* [OBJECTIVE]:
In the material below, the lines containing the word "React" are required; copy each of them.

>> begin SUPPLIED DATA

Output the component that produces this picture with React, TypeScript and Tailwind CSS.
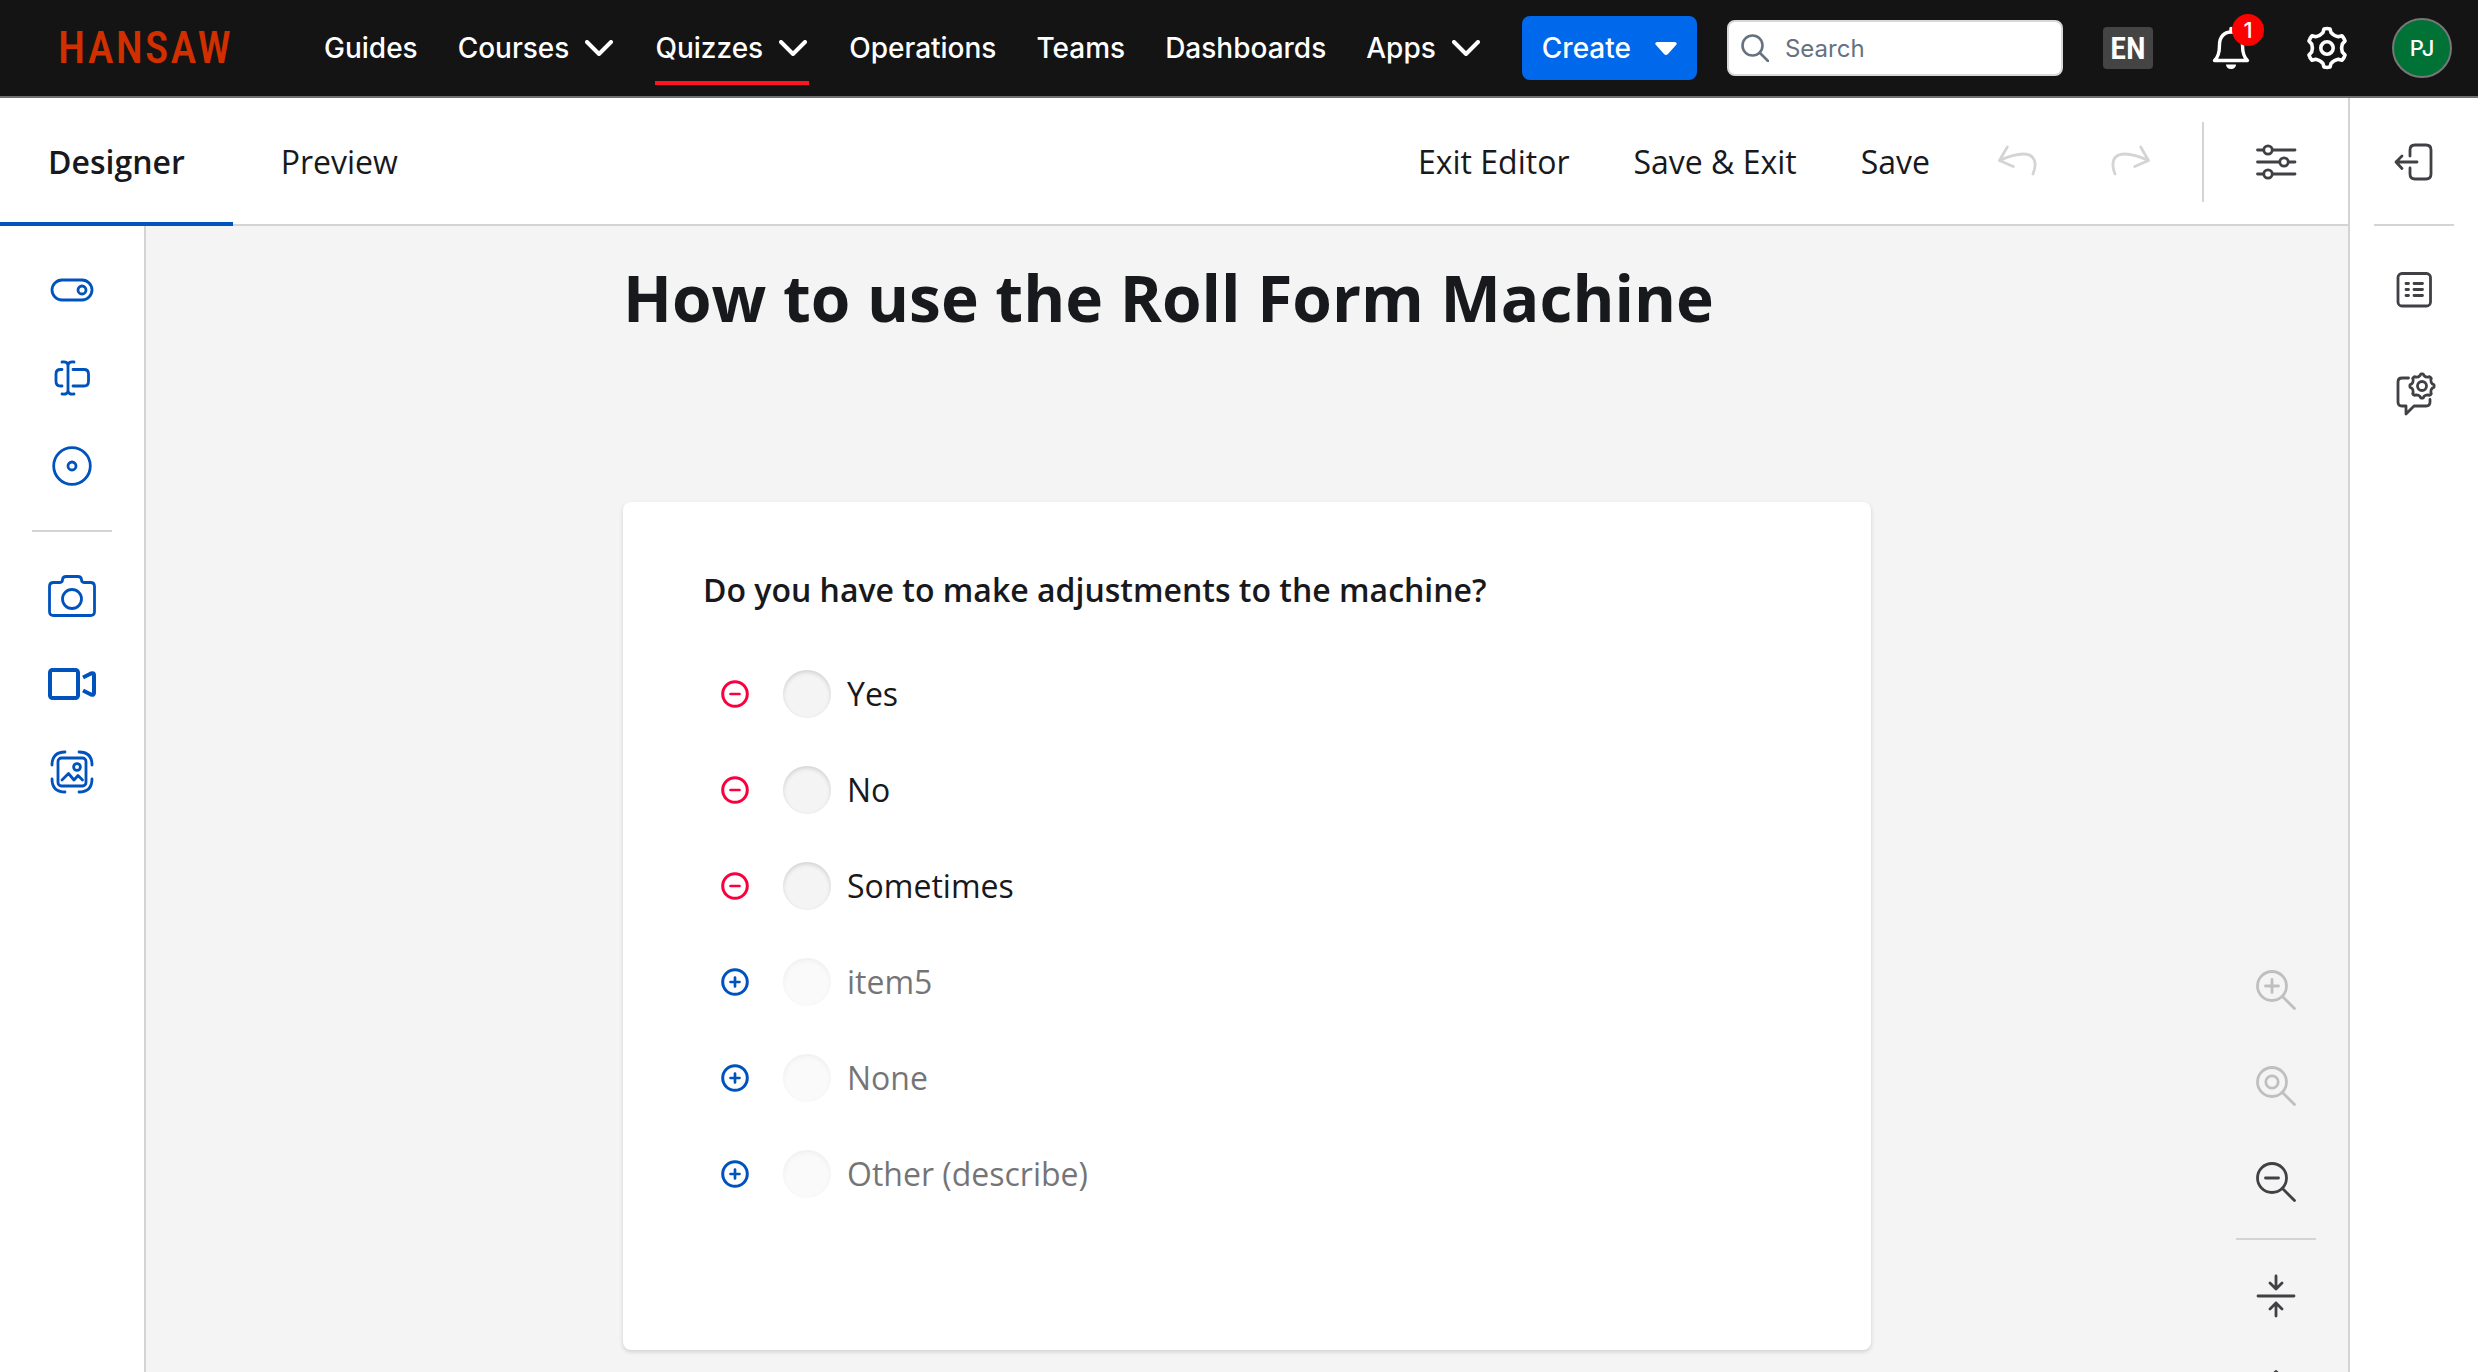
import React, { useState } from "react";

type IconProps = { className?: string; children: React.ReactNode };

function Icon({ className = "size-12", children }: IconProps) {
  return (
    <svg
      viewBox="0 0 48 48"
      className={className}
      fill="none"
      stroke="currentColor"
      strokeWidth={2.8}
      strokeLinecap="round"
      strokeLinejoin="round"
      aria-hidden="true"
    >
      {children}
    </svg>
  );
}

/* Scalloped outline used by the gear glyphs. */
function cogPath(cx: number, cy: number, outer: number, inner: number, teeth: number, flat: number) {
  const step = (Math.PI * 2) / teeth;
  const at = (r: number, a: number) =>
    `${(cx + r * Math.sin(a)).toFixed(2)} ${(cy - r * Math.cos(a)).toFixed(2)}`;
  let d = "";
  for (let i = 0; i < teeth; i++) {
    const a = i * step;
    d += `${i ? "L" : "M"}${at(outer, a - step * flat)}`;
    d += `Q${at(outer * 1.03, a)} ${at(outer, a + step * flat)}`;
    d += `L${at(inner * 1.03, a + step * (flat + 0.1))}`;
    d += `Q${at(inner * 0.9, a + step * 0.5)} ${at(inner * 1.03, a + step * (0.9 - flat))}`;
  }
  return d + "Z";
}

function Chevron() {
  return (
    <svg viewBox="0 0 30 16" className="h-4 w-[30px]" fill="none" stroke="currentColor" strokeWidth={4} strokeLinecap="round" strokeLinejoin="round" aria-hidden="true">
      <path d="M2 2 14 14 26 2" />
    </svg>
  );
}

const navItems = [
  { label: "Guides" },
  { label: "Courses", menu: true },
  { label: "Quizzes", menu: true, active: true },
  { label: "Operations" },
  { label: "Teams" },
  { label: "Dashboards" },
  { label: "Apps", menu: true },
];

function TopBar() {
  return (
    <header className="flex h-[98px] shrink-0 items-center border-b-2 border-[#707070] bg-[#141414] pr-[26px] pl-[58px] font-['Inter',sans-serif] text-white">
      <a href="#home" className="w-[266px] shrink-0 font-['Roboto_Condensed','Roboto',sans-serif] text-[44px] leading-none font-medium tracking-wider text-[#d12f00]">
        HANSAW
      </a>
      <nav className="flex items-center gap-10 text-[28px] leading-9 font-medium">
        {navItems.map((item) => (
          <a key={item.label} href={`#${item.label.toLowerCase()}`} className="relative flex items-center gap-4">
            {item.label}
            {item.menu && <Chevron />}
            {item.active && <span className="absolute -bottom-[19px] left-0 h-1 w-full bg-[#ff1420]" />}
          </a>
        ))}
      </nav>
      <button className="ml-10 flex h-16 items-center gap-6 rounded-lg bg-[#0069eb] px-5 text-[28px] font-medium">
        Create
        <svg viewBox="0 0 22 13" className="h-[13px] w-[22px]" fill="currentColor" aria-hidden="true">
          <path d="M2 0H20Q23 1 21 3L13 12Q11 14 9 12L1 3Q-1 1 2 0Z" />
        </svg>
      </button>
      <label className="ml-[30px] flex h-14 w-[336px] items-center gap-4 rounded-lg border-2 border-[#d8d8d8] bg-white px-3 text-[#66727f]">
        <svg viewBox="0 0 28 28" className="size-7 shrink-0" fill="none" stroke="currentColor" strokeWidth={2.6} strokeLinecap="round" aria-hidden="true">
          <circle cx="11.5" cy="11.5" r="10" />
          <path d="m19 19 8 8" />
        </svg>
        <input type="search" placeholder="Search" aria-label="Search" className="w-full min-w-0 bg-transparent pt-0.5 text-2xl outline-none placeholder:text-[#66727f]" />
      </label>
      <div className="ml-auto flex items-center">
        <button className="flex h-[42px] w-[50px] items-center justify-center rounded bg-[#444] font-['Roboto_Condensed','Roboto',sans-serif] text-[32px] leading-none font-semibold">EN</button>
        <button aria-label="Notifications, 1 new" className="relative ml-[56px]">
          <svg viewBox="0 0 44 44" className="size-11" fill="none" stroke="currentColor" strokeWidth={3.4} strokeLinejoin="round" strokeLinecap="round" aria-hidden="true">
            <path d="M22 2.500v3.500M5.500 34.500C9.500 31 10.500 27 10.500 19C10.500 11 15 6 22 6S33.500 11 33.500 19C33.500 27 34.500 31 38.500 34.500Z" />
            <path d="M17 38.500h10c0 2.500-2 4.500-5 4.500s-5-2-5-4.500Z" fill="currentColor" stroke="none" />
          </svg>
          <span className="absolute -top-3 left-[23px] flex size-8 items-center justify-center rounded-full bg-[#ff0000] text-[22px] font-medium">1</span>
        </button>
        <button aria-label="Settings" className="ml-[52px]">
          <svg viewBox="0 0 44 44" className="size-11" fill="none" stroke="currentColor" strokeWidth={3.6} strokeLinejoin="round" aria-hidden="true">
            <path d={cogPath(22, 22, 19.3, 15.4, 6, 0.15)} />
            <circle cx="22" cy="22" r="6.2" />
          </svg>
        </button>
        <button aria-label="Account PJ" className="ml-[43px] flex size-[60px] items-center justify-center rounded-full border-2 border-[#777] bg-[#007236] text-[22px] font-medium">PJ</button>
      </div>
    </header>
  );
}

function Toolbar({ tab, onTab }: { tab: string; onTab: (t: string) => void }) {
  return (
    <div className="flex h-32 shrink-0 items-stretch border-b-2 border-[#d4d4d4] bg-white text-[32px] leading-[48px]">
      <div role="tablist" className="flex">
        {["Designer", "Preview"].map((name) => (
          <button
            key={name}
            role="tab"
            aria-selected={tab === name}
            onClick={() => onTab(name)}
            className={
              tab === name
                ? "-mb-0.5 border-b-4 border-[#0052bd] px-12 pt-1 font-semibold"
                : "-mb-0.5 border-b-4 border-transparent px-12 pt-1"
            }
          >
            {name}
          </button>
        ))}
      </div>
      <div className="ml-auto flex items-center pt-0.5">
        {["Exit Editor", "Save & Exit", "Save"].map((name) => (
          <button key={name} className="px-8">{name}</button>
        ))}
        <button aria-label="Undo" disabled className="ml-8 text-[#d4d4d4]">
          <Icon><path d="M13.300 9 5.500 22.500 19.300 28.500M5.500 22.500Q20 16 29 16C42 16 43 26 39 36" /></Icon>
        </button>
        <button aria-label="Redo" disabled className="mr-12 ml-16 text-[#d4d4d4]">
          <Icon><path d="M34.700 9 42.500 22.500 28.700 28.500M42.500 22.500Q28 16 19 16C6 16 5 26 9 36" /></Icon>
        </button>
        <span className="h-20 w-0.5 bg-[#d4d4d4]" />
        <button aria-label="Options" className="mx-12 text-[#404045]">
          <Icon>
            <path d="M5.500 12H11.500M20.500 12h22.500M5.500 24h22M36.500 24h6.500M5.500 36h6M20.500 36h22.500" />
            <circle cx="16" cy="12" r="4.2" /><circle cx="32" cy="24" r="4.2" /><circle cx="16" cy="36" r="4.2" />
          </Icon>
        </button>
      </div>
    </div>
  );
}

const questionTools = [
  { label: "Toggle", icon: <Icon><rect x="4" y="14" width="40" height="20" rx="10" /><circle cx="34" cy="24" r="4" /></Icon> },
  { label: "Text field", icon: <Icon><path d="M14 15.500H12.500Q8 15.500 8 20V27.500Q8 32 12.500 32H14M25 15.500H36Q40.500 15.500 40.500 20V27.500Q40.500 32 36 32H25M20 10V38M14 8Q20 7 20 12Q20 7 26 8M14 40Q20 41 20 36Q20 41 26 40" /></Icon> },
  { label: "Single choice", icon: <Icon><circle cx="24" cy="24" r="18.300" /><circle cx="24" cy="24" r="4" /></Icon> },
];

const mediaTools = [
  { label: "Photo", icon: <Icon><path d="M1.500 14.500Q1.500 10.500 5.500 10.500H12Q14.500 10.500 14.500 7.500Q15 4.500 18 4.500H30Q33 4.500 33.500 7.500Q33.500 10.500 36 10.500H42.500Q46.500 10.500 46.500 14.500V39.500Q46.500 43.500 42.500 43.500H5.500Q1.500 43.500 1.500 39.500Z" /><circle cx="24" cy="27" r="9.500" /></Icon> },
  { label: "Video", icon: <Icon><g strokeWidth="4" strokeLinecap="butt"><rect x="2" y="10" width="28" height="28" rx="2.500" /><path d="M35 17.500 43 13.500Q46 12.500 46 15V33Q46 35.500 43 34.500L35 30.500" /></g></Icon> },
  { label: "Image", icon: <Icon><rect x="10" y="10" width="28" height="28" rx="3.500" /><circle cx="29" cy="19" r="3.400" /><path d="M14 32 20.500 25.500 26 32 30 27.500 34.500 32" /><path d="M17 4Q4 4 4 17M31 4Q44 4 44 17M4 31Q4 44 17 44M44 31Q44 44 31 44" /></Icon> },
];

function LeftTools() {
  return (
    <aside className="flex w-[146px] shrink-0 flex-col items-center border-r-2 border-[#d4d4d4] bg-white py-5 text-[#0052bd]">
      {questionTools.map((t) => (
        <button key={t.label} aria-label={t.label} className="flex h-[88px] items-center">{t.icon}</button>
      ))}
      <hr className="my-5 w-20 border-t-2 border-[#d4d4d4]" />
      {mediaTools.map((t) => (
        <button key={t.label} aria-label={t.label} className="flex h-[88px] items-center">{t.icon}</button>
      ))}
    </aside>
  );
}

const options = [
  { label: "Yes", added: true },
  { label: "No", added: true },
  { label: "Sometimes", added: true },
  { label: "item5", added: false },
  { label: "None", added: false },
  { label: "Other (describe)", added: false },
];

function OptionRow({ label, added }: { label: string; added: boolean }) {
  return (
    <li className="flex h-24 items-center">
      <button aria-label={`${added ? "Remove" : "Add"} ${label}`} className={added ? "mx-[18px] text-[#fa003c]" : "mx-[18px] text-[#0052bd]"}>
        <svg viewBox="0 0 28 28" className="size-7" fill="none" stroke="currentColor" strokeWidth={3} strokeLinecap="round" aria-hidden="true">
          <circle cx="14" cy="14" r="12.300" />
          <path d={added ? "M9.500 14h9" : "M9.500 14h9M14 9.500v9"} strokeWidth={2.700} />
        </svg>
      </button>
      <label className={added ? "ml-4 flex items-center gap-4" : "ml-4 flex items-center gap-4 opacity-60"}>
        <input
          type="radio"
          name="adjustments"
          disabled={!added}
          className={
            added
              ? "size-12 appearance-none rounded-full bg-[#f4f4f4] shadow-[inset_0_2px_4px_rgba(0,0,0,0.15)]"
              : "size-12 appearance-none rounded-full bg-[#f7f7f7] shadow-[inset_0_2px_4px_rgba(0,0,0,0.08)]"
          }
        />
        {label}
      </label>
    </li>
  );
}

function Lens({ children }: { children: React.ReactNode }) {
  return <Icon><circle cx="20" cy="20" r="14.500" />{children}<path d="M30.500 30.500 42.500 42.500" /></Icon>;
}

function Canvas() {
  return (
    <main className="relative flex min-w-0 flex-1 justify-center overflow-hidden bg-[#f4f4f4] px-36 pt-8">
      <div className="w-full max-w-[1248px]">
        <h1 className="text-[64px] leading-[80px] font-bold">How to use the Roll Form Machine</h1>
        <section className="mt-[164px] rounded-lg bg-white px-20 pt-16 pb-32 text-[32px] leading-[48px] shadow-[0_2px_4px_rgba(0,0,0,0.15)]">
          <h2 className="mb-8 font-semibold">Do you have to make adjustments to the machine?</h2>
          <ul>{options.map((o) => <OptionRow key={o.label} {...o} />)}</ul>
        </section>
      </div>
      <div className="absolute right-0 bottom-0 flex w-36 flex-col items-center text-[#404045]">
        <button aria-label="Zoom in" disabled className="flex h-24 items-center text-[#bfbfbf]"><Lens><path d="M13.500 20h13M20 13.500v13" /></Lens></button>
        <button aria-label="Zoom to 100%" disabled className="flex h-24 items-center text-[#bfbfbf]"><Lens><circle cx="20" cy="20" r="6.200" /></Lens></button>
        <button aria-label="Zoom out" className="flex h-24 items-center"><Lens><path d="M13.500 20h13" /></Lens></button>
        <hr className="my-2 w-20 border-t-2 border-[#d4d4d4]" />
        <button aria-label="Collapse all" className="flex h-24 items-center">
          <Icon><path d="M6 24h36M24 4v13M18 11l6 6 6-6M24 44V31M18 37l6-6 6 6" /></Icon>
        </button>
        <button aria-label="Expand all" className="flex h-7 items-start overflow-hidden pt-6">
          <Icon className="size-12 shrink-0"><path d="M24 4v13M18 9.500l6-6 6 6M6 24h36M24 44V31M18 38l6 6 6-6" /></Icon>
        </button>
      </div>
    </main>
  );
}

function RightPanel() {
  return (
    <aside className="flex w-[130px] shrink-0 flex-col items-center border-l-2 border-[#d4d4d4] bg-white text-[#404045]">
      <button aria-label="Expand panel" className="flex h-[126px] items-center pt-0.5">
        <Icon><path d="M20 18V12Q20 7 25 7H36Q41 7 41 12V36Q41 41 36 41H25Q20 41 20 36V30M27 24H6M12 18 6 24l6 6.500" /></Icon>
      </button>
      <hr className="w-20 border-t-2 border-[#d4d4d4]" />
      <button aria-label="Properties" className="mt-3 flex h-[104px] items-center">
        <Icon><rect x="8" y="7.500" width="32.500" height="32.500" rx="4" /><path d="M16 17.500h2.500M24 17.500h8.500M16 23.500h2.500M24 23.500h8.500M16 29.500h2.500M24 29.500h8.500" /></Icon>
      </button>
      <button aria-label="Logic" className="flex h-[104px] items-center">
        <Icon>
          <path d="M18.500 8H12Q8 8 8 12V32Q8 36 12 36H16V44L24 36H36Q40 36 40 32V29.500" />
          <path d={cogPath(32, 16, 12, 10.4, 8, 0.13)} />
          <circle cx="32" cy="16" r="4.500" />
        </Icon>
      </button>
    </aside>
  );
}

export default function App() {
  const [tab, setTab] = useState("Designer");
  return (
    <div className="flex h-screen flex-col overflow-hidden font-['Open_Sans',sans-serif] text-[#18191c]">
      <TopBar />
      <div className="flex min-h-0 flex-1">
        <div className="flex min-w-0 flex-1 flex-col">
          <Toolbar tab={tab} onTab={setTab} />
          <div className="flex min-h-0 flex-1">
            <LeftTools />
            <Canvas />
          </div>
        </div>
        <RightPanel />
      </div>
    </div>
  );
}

>> end SUPPLIED DATA

* [RESULT OF THE TASK]:
Output the component that produces this picture with React, TypeScript and Tailwind CSS.
import React, { useState } from "react";
type IconProps = { className?: string; children: React.ReactNode };
function Lens({ children }: { children: React.ReactNode }) {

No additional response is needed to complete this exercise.